I started the calculation from the beginning using IOPT=3 as I said in my previous post. It has run almost 100 ionic steps and seems to be having trouble. The max force for all images started increasing from the beginning and stabilized at ~10 eV/Ang. The energy started climbing after ~12 steps for all images and started to level off at ~30 steps (it has increased by ~0.7-0.9 eV). Both the energy and max force for each image have not changed much for the last 70 steps. I have attached the vaspout.eps files so you can see the behavior more clearly. You mentioned that you might be willing to look at the output to figure this out. If so, how would you like me to get the output to you? I could post it here or email it directly to you. Please let me know what you would prefer.

Thanks,

Mike Garvey

Something doesn't look right. A .tar.gz file of the entire calculation (minus the CHG* WAV* files) would be the best for debugging this.

Professor Henkelman,

I have made tar.gz files of the two calculations (LBFGS and QM), but I am unable to upload them. They are ~100MB and ~33MB. Is that too large to post as an attachment?

Mike Garvey

My bad; I had a large upload file size limit, but my post size limit was too small. It should work now for files up to 256 MB.

Professor Henkelman,

That seems to have worked. Thank you.

Mike Garvey

These are cool calculations! I don't see any obvious problems with your set up; I'm going to try a few changes, and then I'll report back.

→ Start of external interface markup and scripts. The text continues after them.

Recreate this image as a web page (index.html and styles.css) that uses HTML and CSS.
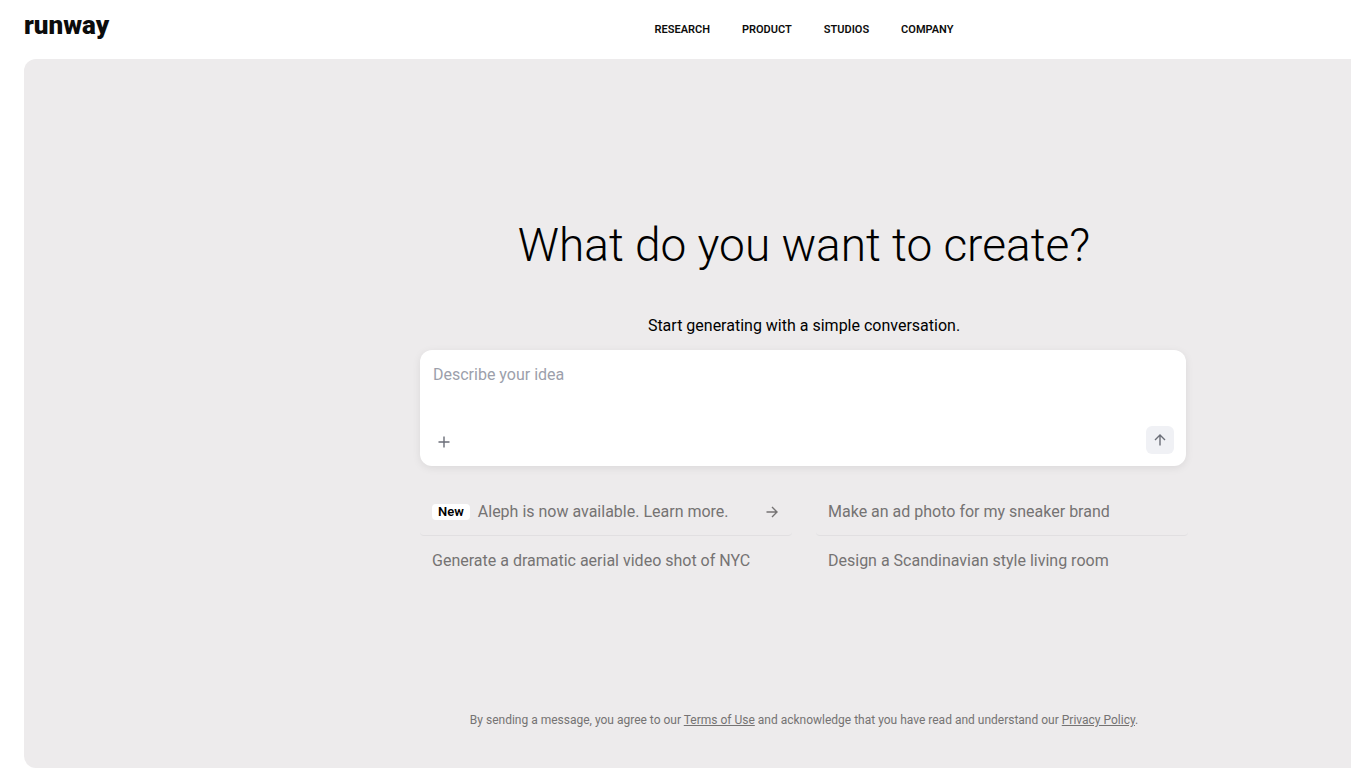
FILE: index.html
```html
<!DOCTYPE html>
<html lang="en">
<head>
    <meta charset="UTF-8">
    <meta name="viewport" content="width=device-width, initial-scale=1.0">
    <title>Runway</title>
    <link rel="stylesheet" href="styles.css">
</head>
<body>
    <div class="page">
        <header class="header">
            <a class="logo" href="#">runway</a>
            <nav class="nav">
                <a href="#">RESEARCH</a>
                <a href="#">PRODUCT</a>
                <a href="#">STUDIOS</a>
                <a href="#">COMPANY</a>
            </nav>
        </header>

        <main class="panel">
            <div class="hero">
                <h1>What do you want to create?</h1>
                <label class="subtitle" for="idea">Start generating with a simple conversation.</label>

                <form class="composer">
                    <textarea id="idea" name="idea" rows="2" placeholder="Describe your idea"></textarea>
                    <div class="composer-actions">
                        <button class="icon-button add-button" type="button" aria-label="Add attachment">
                            <svg width="16" height="16" viewBox="0 0 16 16"><path d="M8 2.5v11M2.5 8h11"/></svg>
                        </button>
                        <button class="icon-button send-button" type="submit" aria-label="Send">
                            <svg width="16" height="16" viewBox="0 0 16 16"><path d="M8 13.5V3M3 8l5-5 5 5"/></svg>
                        </button>
                    </div>
                </form>

                <div class="suggestions">
                    <a class="suggestion" href="#">
                        <span class="badge">New</span>
                        <span>Aleph is now available. Learn more.</span>
                        <svg class="arrow" width="16" height="16" viewBox="0 0 16 16"><path d="M2.5 8H13M8 3l5 5-5 5"/></svg>
                    </a>
                    <button class="suggestion" type="button">Make an ad photo for my sneaker brand</button>
                    <button class="suggestion" type="button">Generate a dramatic aerial video shot of NYC</button>
                    <button class="suggestion" type="button">Design a Scandinavian style living room</button>
                </div>
            </div>

            <p class="legal">By sending a message, you agree to our <a href="#">Terms of Use</a> and acknowledge that you have read and understand our <a href="#">Privacy Policy</a>.</p>
        </main>
    </div>
</body>
</html>
```
FILE: styles.css
```css
* {
    box-sizing: border-box;
}

body {
    margin: 0;
    background: #fff;
    color: #000;
    font-family: Roboto, "Liberation Sans", Arial, sans-serif;
    font-size: 16px;
    line-height: 24px;
}

.page {
    display: flex;
    flex-direction: column;
    min-height: 100vh;
    padding-left: 24px;
}

.header {
    display: flex;
    height: 59px;
}

.logo {
    width: 233px;
    padding-top: 8px;
    color: #0c0c0c;
    font-size: 26px;
    font-weight: 900;
    line-height: 34px;
    text-decoration: none;
}

.nav {
    display: flex;
    flex: 1;
    align-items: center;
    justify-content: center;
    gap: 32px;
}

.nav a {
    color: #0c0c0c;
    font-size: 11px;
    font-weight: 600;
    line-height: 16px;
    text-decoration: none;
}

/* left padding lines the content up with the nav */
.panel {
    display: flex;
    flex: 1;
    flex-direction: column;
    align-items: center;
    padding: 0 0 40px 233px;
    border-radius: 12px 0 0 12px;
    background: #edebec;
}

.hero {
    display: flex;
    flex: 1;
    flex-direction: column;
    justify-content: center;
    width: 100%;
    max-width: 768px;
    padding-top: 30px;
}

h1 {
    margin: 0 0 40px;
    font-size: 46px;
    font-weight: 350;
    line-height: 58px;
    text-align: center;
}

.subtitle {
    margin-bottom: 12px;
    text-align: center;
}

.composer {
    max-width: 766px;
    padding: 12px;
    border-radius: 12px;
    background: #fff;
    box-shadow: 0 2px 8px rgba(0, 0, 0, 0.08);
}

.composer textarea {
    display: block;
    width: 100%;
    height: 64px;
    padding: 1px 1px 0;
    border: 0;
    outline: 0;
    resize: none;
    background: none;
    color: #000;
    font: inherit;
}

.composer textarea::placeholder {
    color: #9c9fab;
}

.composer-actions {
    display: flex;
    justify-content: space-between;
}

.icon-button {
    display: flex;
    align-items: center;
    justify-content: center;
    width: 28px;
    height: 28px;
    padding: 0;
    border: 0;
    border-radius: 6px;
    background: none;
    color: #6b6e78;
    cursor: pointer;
}

.add-button {
    width: 24px;
    height: 32px;
    margin-bottom: -4px;
}

.send-button {
    background: #f0f1f5;
}

svg {
    fill: none;
    stroke: currentColor;
    stroke-width: 1.4;
}

.suggestions {
    display: grid;
    grid-template-columns: 1fr 1fr;
    column-gap: 24px;
    margin-top: 21px;
}

.suggestion {
    display: flex;
    align-items: center;
    gap: 8px;
    height: 49px;
    padding: 1px 12px 0;
    border: 0;
    border-bottom: 1px solid transparent;
    border-radius: 4px;
    background: none;
    color: #757373;
    font: inherit;
    text-align: left;
    text-decoration: none;
    cursor: pointer;
}

.suggestion:nth-child(-n+2) {
    border-bottom-color: #e1dfe1;
}

.badge {
    padding: 0 6px;
    border-radius: 4px;
    background: #fff;
    color: #000;
    font-size: 13px;
    font-weight: 600;
    line-height: 16px;
}

.arrow {
    margin-left: auto;
}

.legal {
    margin: 0;
    color: #757373;
    font-size: 12px;
    line-height: 16px;
}

.legal a {
    color: inherit;
}
```
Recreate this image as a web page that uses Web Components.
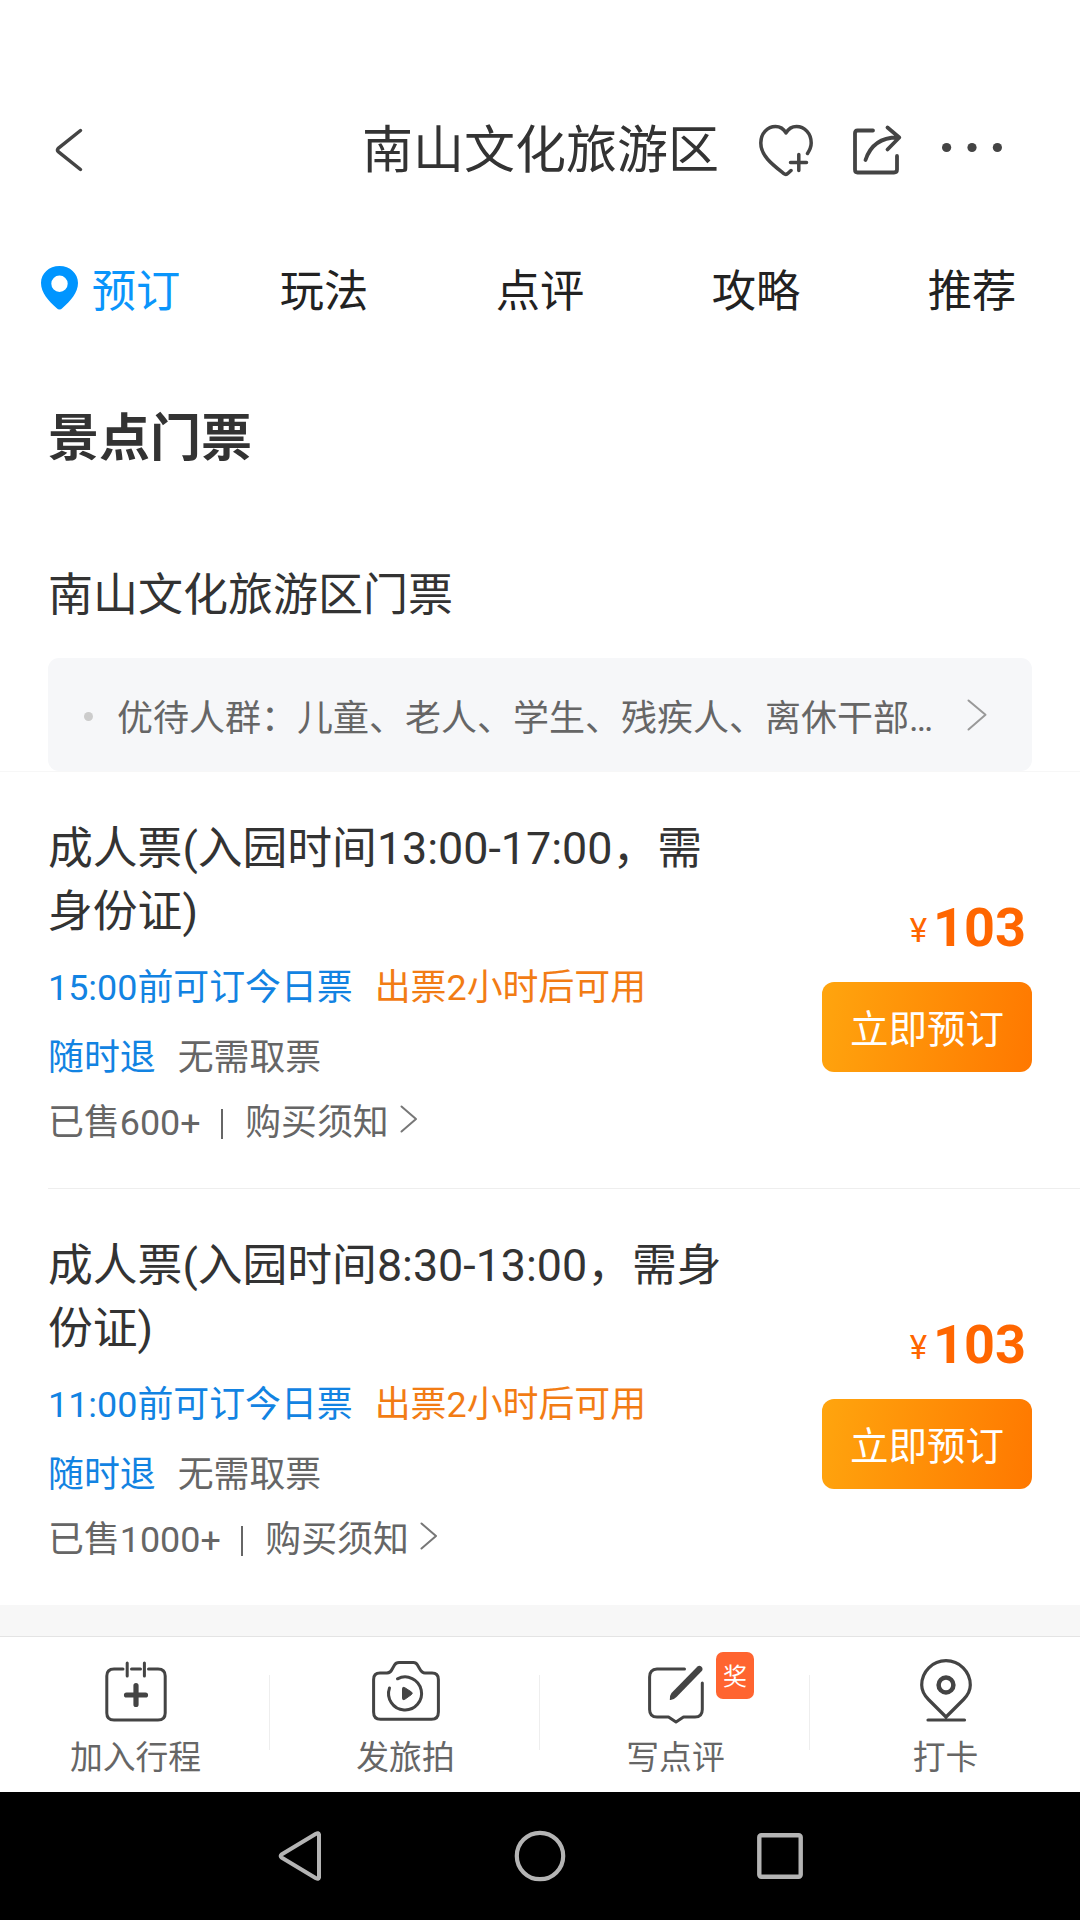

I think the problem you were seeing may just be due to a stiff C-N bond. Reducing the time step for quickmin, and/or using a lower INVCURV for LBFGS seem to give stable convergence of the NEB calculations. You can see in the attached calculations. I used cheaper settings (which I always recommend when doing NEB calculations, since it is easy to restart then with more accurate settings), using gamma point and a lower cutoff with softer potentials. The minr and minp are the reactant and product. You can see I did tests with fire and lbfgs and they converge as well. Then in the neb directory, I did one conservative run (in run1) using QM with a small time step of 0.001. I really didn't need to run for 1000 steps here, this was just the default that you had. Then I switched to lbfgs and the forces are dropping nicely.

I was a little worried that you might be missing the saddle at the start of the path since it is so long, so I did another neb calculation (in nebint) going between the initial state and the first image. Remarkably, there does not appear to be a barrier there, consistent with the full band. There is a pretty neat bond breaking, however, with some nice bending of the molecule coupled with motion of the Au adatom.

Professor Henkelman,

Thanks for all of the advice and help. Could you tell me what software you use to visualize the movie outputs? I currently use XCrySDen to make images of each step and then combine them in GIMP to make an animated gif. It works, but I doubt it is the most efficient method.

Mike Garvey

We have a local viewer, written by Rye Terrell, which can be downloaded as part of our tsase package;
see http://theory.cm.utexas.edu/henkelman/code/

One nice thing about this viewer is that you can run it across a network over x-windows.

Another option is VMD.

Hey Graeme,

How did you compile the tsase software onto your mac? Currently, I am unable to run the GUI through X-windows because of the absence of gtk....? I have attempted to brew install pygtk but with no luck. Any suggestions would be helpful! :-)

Hi Paul, I've found the macports is the best way to get these dependences working on the mac.
Graeme

Graeme,

Thank you for your last. However, upon searching gtk via macports 220 potential ports appear in my terminal. Moreover, there are a number of gtk options to choose from which are not descriptive enough to suggest selecting one to download over another. So what gtk have you ported onto your mac? I am using Mac OS X 10.8.